Entries supplied>
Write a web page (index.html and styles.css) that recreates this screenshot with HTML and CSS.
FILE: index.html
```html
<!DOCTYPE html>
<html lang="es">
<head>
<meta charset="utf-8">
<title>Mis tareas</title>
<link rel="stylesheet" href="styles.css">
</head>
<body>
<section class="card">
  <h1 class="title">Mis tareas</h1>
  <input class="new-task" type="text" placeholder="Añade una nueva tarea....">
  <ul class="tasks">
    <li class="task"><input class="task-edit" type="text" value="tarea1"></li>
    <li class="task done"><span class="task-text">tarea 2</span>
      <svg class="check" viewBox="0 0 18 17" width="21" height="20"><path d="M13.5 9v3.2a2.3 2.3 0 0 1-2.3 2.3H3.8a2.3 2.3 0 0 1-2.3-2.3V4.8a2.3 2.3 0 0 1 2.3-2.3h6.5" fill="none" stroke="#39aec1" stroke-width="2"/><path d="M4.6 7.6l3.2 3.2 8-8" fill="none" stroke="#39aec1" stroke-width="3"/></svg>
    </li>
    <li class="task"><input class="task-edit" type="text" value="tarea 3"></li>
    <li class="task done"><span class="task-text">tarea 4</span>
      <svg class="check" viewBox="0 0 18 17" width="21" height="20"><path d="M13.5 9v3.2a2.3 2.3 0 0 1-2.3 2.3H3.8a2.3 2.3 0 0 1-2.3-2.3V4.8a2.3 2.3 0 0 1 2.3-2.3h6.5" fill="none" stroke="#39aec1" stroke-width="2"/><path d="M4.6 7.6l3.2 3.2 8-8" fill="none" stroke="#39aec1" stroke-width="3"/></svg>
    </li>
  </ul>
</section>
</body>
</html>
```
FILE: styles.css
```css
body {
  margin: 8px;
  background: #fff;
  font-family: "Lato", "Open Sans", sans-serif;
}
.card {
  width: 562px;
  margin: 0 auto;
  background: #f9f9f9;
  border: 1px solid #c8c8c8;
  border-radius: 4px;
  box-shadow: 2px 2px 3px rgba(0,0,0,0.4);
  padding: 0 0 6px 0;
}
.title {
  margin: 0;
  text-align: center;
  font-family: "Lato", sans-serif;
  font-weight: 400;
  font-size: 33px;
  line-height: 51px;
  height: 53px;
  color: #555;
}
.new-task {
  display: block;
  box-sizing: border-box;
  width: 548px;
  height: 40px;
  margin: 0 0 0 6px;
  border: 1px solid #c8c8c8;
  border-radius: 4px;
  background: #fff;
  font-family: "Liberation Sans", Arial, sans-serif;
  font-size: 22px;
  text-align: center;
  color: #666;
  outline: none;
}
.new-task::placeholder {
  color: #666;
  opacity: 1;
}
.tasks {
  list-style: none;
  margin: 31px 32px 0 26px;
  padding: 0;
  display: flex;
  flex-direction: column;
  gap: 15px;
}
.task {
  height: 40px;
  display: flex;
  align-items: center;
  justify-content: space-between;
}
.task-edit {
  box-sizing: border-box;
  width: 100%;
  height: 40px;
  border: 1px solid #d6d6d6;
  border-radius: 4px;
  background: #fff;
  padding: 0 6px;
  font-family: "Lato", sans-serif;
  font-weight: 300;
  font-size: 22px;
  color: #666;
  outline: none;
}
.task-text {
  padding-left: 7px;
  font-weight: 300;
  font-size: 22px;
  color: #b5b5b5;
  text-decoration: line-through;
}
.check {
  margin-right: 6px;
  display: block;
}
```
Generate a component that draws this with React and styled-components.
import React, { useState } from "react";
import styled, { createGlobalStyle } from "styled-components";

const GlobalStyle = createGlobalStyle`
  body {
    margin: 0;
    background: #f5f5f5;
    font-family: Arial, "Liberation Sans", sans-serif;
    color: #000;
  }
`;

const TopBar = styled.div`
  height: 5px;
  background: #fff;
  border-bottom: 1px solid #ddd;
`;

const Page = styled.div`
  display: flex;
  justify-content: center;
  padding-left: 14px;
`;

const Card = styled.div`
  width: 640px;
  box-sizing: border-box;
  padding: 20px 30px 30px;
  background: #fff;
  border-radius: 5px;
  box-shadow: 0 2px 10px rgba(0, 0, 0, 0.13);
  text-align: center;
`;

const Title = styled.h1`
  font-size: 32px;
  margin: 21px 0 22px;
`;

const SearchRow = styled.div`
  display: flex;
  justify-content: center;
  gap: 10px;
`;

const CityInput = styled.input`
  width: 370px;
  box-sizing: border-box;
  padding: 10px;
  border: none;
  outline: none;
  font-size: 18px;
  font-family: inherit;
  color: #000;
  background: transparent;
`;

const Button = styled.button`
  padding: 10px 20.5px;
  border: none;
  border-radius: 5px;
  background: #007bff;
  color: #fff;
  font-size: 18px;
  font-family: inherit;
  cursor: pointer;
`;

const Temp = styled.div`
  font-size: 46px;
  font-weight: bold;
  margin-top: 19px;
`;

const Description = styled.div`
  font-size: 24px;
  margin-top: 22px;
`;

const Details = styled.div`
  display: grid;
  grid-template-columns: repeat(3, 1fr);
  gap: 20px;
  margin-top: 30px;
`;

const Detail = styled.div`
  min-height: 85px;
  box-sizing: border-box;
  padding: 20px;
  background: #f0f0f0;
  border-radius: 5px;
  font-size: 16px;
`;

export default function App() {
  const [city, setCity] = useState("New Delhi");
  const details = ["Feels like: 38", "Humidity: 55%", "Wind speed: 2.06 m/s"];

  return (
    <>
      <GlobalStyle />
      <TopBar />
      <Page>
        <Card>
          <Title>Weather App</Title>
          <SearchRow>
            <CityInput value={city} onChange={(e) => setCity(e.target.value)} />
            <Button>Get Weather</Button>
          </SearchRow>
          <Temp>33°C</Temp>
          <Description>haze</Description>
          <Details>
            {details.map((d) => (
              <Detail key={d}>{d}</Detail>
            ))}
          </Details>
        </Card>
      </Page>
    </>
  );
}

Your task>
Within the data above, count the lines that contain the string "React"; the reply is the number alone.

Exercise response>
2